— Exercise instructions —
From the listing below, select every line where the word "page" appears.

===== Information provided =====

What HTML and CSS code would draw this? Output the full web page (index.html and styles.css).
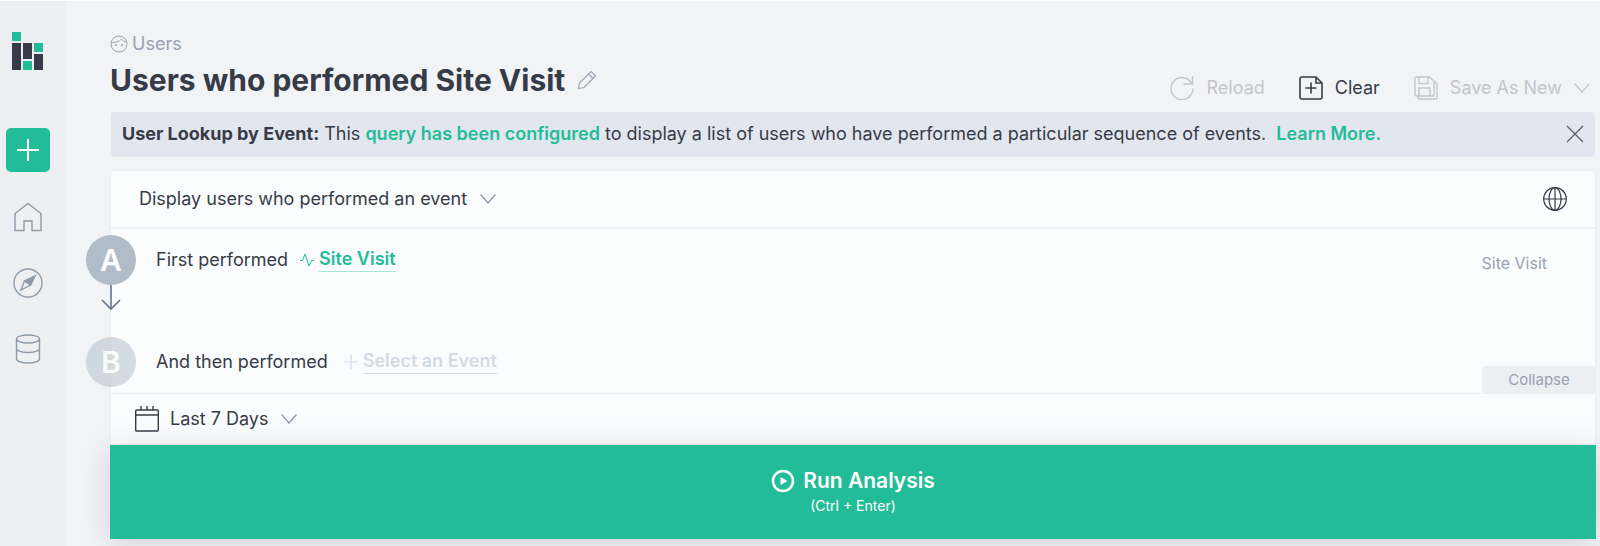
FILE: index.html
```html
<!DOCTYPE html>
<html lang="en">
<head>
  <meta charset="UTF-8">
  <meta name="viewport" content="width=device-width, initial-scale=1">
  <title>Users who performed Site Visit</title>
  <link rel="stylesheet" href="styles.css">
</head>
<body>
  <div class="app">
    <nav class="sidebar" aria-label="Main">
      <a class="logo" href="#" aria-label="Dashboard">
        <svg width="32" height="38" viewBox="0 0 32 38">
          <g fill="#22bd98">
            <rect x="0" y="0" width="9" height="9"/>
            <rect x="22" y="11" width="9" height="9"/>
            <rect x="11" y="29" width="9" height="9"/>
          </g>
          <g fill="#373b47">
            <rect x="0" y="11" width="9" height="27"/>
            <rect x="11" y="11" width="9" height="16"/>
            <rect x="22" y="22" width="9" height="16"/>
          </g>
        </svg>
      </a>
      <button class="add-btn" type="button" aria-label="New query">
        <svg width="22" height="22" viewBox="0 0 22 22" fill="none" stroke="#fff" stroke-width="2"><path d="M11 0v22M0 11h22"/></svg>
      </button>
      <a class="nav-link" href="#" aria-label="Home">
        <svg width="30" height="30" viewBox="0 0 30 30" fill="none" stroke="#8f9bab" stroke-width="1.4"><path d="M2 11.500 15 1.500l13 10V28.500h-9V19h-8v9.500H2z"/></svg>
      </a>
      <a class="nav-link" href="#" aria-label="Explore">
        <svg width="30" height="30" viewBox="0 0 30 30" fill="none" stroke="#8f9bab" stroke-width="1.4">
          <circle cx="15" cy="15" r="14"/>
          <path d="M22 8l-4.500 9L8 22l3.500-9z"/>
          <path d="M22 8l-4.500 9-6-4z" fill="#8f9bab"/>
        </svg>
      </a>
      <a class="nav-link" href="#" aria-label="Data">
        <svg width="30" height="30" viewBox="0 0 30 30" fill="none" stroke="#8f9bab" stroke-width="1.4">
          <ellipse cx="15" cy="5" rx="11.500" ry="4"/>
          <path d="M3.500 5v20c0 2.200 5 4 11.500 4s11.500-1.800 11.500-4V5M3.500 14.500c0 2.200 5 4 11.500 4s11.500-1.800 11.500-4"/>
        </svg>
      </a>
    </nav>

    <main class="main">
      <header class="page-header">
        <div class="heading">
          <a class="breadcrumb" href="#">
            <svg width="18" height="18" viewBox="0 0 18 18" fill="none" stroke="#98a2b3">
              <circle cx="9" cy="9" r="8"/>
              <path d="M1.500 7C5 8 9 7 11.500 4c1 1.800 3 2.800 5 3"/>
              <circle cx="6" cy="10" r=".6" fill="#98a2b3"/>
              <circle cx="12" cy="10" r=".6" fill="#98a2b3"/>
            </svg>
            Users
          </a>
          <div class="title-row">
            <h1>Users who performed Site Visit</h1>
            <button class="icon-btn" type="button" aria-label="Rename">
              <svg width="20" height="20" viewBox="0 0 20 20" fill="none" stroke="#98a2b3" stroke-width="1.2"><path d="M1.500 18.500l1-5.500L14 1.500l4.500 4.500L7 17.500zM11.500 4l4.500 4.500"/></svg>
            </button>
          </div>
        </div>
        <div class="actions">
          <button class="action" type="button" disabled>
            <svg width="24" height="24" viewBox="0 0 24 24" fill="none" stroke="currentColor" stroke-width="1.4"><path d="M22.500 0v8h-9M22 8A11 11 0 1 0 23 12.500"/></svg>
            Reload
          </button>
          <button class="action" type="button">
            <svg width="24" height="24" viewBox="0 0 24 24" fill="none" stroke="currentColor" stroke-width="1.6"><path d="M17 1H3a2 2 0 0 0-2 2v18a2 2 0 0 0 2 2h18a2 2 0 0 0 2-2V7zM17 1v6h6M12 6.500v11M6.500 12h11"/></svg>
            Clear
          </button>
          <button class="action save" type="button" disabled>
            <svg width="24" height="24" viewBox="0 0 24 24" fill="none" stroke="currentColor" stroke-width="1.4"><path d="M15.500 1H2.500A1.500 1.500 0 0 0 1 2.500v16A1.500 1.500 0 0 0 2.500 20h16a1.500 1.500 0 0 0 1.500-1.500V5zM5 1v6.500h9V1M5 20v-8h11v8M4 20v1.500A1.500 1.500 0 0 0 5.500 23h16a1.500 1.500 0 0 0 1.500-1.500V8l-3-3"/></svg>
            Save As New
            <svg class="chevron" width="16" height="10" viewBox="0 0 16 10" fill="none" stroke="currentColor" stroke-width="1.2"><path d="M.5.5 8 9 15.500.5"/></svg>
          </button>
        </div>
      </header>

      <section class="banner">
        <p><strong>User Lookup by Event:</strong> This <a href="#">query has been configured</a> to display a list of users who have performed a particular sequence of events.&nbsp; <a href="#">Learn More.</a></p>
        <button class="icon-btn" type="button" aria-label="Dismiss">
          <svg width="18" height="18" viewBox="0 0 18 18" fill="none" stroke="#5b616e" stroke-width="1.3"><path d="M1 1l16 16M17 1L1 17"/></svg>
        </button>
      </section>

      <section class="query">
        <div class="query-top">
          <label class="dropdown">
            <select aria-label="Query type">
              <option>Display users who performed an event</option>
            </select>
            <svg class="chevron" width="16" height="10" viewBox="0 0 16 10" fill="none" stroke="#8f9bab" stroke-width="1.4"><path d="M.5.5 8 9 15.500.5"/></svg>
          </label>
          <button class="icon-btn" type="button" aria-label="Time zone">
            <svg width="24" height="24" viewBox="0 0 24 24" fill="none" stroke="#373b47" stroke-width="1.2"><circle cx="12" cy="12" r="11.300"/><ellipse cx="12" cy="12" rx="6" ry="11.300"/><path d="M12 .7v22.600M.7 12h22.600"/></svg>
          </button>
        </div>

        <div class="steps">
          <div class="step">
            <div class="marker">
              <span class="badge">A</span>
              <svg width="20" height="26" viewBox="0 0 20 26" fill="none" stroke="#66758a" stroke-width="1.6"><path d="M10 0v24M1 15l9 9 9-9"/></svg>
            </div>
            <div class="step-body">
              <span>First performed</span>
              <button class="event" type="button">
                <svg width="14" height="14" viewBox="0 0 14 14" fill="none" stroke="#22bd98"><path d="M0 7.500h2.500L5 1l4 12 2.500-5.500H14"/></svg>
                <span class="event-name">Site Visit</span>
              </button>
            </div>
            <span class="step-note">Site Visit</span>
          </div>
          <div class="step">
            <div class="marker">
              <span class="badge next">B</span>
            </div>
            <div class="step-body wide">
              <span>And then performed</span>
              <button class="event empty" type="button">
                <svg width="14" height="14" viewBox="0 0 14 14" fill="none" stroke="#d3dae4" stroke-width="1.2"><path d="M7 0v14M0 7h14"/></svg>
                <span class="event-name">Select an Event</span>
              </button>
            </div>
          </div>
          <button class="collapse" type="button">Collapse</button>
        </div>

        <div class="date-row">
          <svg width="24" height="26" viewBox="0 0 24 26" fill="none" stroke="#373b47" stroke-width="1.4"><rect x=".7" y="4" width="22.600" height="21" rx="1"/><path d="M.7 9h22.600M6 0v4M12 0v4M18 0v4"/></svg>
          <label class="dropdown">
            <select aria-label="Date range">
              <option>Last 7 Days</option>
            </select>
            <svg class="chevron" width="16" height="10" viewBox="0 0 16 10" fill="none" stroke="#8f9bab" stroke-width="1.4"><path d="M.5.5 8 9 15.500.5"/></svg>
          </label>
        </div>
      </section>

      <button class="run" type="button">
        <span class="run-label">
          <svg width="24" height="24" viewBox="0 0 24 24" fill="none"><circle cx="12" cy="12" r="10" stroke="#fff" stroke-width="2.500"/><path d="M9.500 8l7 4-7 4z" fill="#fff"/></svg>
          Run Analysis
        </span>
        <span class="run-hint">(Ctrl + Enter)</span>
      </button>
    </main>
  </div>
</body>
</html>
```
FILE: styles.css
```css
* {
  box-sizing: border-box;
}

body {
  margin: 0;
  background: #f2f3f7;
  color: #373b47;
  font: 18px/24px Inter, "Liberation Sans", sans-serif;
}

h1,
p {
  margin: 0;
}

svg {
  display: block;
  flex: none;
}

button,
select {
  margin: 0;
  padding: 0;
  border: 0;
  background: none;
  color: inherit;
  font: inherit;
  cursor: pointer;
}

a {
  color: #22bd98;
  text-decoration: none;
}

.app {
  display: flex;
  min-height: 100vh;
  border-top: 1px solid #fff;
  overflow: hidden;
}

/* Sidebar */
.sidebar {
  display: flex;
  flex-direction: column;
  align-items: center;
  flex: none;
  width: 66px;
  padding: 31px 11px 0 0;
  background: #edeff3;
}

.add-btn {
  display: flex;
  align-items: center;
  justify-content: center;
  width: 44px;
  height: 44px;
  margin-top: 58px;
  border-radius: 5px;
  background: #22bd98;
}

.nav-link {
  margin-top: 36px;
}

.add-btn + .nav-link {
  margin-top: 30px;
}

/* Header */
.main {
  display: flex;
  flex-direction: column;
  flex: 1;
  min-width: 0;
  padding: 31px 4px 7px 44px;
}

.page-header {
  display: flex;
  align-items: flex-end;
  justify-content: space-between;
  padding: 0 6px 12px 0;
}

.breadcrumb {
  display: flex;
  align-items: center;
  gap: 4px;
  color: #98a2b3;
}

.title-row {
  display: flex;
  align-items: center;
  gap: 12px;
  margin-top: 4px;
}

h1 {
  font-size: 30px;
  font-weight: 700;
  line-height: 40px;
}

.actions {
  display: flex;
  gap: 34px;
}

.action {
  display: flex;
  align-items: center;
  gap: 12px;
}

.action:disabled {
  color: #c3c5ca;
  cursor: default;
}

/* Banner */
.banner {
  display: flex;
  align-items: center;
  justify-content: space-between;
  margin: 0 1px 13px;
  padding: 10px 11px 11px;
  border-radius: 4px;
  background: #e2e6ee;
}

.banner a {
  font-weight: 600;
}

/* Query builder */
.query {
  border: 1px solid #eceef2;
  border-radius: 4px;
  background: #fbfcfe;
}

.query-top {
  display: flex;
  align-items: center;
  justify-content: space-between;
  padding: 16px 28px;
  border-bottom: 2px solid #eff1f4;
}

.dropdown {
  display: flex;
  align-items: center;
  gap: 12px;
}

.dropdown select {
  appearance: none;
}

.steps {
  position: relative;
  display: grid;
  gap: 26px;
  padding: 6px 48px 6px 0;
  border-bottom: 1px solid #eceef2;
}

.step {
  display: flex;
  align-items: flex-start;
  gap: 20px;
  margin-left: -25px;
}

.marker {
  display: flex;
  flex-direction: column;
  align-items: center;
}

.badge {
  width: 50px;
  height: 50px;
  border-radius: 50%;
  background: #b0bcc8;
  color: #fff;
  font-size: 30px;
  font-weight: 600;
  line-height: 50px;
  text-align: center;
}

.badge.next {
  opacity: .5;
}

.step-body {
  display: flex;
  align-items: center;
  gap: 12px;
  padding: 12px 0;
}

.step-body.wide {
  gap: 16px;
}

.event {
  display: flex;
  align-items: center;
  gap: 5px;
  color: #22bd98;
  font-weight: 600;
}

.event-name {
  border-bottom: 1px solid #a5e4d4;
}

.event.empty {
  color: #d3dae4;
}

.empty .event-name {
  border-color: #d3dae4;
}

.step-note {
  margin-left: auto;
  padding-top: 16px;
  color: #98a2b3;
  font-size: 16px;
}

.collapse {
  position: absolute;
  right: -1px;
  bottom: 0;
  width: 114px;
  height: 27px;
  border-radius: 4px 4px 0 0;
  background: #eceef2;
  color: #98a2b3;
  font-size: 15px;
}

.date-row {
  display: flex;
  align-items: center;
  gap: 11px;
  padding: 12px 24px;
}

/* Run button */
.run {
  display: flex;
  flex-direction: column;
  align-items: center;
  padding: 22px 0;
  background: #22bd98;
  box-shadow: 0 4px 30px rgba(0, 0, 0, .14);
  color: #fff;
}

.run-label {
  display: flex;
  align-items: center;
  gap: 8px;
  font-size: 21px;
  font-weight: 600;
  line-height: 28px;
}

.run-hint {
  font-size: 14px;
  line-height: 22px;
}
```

=====

— Written solution —
What HTML and CSS code would draw this? Output the full web page (index.html and styles.css).
      <header class="page-header">
.page-header {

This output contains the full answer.